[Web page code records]

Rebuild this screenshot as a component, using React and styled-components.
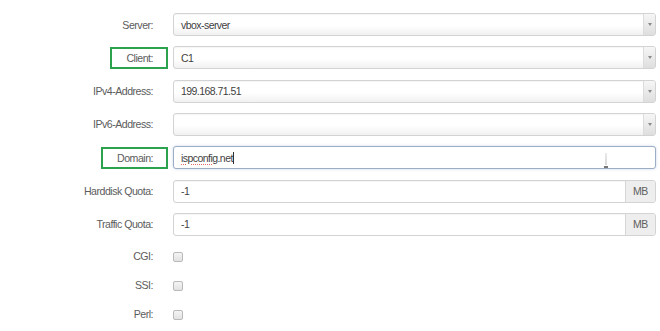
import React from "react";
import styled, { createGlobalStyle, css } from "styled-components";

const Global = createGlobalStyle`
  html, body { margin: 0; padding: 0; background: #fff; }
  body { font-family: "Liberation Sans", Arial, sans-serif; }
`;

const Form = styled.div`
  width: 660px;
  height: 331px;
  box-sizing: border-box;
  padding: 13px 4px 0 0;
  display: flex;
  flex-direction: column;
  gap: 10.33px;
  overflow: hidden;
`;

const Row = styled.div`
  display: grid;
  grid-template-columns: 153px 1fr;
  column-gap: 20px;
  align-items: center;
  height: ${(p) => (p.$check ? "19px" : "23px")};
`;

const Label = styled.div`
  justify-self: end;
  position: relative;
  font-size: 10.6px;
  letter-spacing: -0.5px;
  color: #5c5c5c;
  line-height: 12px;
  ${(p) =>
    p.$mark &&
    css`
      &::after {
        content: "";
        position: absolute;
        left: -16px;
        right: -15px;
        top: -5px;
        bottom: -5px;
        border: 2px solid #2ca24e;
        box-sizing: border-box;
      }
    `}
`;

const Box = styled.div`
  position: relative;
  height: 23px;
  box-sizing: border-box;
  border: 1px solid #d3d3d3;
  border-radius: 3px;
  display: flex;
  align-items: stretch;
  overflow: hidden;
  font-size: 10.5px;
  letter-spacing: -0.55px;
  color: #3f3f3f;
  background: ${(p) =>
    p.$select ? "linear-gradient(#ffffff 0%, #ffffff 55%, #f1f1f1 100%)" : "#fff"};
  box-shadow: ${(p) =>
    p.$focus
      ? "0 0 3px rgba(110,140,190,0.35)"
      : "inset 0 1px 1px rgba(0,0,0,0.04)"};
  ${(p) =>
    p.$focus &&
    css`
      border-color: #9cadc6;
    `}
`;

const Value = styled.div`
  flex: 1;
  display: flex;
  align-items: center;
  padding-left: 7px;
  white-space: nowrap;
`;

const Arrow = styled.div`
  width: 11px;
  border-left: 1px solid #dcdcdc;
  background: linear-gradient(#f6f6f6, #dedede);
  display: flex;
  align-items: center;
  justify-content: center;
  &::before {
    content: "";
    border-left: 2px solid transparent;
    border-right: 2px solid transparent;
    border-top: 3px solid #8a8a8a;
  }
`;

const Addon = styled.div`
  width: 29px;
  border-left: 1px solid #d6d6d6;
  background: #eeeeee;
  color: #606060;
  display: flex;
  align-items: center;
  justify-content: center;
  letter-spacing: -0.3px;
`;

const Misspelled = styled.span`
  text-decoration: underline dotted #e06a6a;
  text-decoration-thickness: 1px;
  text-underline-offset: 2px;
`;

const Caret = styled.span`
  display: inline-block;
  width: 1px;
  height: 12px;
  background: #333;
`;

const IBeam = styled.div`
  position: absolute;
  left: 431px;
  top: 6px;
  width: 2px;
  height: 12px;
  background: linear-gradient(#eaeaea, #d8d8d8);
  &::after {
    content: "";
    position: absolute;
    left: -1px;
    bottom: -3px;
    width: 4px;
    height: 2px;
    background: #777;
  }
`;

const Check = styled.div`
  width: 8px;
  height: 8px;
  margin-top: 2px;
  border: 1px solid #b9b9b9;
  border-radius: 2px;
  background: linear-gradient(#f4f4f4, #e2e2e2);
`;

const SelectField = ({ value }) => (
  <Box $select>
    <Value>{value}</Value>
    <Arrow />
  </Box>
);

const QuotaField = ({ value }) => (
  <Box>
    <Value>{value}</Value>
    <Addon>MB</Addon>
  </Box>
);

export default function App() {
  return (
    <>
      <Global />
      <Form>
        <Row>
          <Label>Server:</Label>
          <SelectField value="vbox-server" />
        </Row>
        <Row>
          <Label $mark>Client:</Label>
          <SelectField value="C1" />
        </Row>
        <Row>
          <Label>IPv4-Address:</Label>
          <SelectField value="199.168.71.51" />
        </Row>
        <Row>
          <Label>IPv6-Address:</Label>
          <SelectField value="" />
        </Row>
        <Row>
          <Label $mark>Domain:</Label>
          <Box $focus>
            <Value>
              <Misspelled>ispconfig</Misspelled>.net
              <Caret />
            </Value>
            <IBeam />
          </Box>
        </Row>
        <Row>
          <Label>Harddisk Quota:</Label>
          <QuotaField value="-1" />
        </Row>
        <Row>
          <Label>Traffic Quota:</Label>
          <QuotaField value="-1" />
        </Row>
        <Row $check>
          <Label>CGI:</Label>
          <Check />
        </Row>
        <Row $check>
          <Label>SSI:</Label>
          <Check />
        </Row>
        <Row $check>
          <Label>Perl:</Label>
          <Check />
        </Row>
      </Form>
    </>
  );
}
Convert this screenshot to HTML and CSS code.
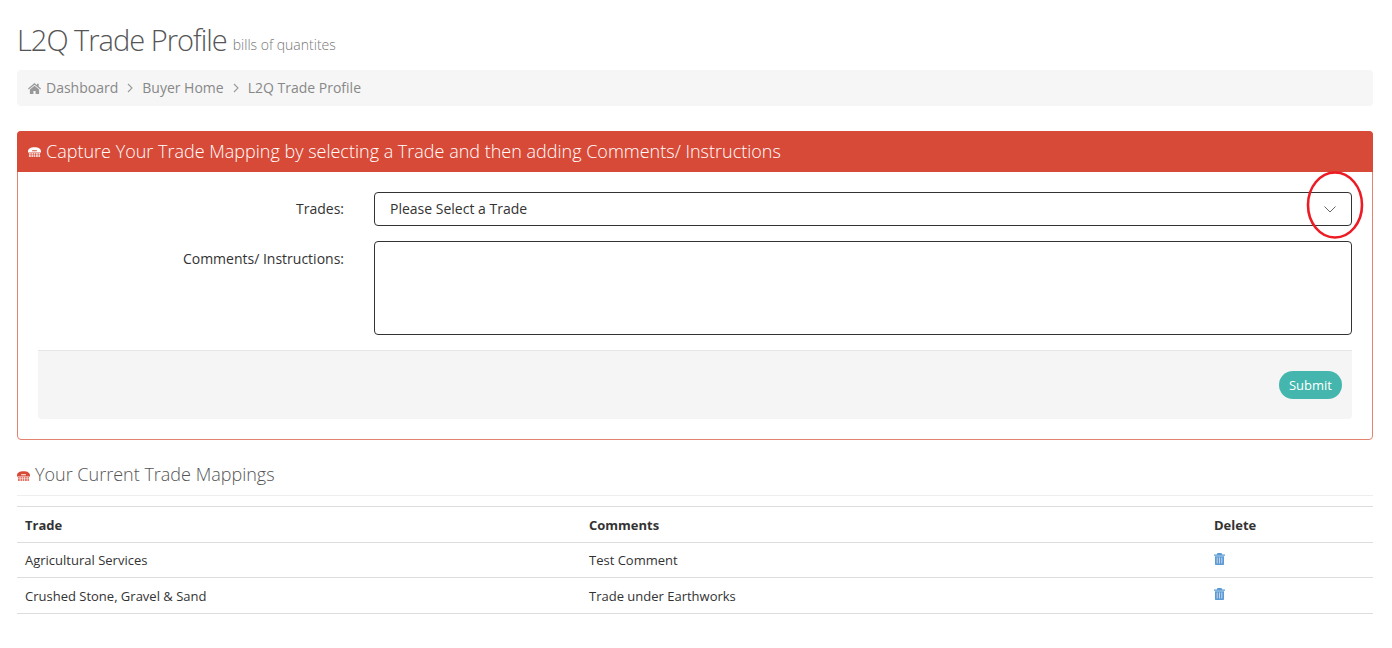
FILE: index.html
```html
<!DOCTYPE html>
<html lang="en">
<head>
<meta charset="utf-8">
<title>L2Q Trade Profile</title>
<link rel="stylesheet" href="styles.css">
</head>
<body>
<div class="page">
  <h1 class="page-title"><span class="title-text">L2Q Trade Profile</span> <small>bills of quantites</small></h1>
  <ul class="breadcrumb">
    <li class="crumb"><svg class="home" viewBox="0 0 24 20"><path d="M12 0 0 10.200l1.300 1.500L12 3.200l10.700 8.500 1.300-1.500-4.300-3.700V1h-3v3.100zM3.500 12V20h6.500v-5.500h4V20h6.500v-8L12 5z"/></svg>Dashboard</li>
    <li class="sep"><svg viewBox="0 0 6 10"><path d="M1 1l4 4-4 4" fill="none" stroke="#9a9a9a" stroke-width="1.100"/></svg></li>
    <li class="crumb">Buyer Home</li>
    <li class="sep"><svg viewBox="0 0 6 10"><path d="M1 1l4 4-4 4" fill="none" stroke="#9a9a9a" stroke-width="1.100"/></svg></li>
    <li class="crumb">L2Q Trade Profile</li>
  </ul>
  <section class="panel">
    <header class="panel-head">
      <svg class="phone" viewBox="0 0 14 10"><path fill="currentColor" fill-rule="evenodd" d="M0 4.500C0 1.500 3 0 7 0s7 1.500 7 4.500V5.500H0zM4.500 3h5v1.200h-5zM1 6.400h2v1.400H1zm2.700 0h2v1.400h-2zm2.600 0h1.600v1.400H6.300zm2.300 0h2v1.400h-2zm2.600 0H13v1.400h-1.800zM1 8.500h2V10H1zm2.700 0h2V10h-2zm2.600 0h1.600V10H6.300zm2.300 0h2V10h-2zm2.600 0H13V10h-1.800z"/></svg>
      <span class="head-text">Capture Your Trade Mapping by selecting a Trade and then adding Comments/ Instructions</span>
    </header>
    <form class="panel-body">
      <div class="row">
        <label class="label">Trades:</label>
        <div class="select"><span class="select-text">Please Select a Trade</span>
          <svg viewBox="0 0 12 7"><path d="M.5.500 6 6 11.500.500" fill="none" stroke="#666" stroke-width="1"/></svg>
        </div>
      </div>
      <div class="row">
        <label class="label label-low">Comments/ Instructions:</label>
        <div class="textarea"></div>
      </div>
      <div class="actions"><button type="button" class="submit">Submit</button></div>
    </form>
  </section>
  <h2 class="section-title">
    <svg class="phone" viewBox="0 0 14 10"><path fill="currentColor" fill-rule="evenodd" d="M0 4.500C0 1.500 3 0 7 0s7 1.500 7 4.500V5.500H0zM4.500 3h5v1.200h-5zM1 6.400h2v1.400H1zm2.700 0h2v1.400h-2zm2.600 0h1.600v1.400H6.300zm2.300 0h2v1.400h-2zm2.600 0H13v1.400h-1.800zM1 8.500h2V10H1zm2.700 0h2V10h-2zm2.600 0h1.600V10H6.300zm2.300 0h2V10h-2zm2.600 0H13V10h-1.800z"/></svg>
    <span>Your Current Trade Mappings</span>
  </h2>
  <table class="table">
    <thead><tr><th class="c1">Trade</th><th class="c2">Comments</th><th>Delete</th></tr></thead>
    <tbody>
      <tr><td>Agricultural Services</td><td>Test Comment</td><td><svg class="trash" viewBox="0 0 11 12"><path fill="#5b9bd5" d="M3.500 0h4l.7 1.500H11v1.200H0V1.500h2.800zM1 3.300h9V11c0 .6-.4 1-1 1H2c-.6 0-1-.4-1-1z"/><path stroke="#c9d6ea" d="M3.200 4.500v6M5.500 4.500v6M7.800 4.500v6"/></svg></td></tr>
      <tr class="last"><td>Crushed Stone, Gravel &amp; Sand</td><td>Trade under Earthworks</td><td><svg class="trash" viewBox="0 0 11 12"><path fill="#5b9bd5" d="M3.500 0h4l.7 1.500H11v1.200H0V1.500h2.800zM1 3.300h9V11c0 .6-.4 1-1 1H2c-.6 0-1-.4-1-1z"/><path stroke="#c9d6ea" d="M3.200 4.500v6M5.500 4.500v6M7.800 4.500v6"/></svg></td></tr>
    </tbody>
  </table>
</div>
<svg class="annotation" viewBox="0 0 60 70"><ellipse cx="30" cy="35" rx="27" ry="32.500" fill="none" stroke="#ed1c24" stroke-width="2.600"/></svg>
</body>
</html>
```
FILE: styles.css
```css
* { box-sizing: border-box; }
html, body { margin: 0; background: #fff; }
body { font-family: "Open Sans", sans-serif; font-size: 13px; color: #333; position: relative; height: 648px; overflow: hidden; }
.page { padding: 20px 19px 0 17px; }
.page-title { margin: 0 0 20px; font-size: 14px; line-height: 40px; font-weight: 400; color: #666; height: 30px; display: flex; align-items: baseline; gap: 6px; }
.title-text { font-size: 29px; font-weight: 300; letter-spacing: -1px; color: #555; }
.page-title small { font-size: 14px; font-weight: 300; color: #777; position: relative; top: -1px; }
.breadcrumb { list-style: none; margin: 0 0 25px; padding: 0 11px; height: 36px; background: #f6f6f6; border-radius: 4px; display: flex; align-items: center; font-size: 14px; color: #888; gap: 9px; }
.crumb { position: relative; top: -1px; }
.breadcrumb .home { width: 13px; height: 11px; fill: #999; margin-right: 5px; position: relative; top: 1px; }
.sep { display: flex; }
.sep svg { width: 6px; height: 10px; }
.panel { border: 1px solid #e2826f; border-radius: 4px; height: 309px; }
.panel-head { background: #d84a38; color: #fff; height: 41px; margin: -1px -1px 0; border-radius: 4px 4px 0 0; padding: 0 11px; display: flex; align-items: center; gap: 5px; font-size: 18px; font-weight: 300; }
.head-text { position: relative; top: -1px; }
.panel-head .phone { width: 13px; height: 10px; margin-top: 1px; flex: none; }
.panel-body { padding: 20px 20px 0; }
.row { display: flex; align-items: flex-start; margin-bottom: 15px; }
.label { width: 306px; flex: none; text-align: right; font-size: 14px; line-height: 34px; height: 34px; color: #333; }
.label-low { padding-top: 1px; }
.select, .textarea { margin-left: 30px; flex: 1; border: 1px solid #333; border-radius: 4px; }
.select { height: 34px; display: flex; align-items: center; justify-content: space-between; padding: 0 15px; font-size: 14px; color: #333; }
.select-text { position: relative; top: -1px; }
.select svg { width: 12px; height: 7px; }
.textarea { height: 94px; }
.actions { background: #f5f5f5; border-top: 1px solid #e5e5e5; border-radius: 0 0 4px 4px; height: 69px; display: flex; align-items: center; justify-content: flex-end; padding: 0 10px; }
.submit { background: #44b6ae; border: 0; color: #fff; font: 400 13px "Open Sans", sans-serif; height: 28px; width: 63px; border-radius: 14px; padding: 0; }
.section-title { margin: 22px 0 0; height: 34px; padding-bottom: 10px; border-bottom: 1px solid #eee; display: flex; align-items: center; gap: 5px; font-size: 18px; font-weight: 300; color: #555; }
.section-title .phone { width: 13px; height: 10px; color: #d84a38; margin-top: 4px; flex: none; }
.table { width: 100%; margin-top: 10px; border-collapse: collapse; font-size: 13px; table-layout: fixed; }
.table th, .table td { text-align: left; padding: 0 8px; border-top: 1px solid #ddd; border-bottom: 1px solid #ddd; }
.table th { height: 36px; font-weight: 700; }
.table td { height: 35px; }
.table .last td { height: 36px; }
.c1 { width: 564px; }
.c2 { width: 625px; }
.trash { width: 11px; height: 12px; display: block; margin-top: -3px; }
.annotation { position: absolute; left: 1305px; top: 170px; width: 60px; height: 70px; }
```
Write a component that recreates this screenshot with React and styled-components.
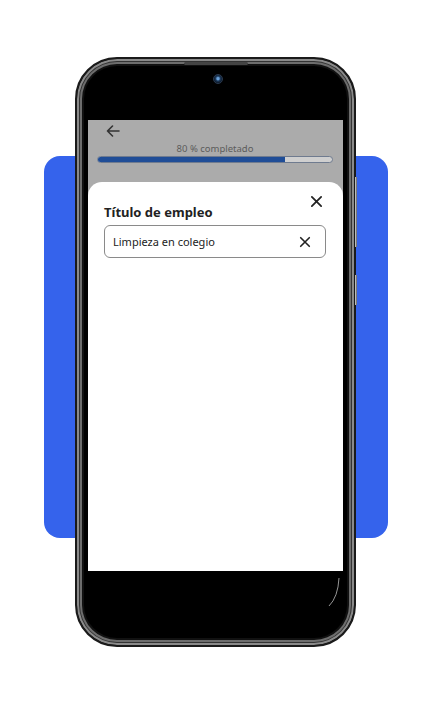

WHAT IS ASKED:
List the lines of the material in which the word "screenshot" occurs.

SOLVED EXERCISE:
Rebuild this screenshot as a component, using React and styled-components.
Convert this screenshot to HTML and CSS code.
Write a component that recreates this screenshot with React and styled-components.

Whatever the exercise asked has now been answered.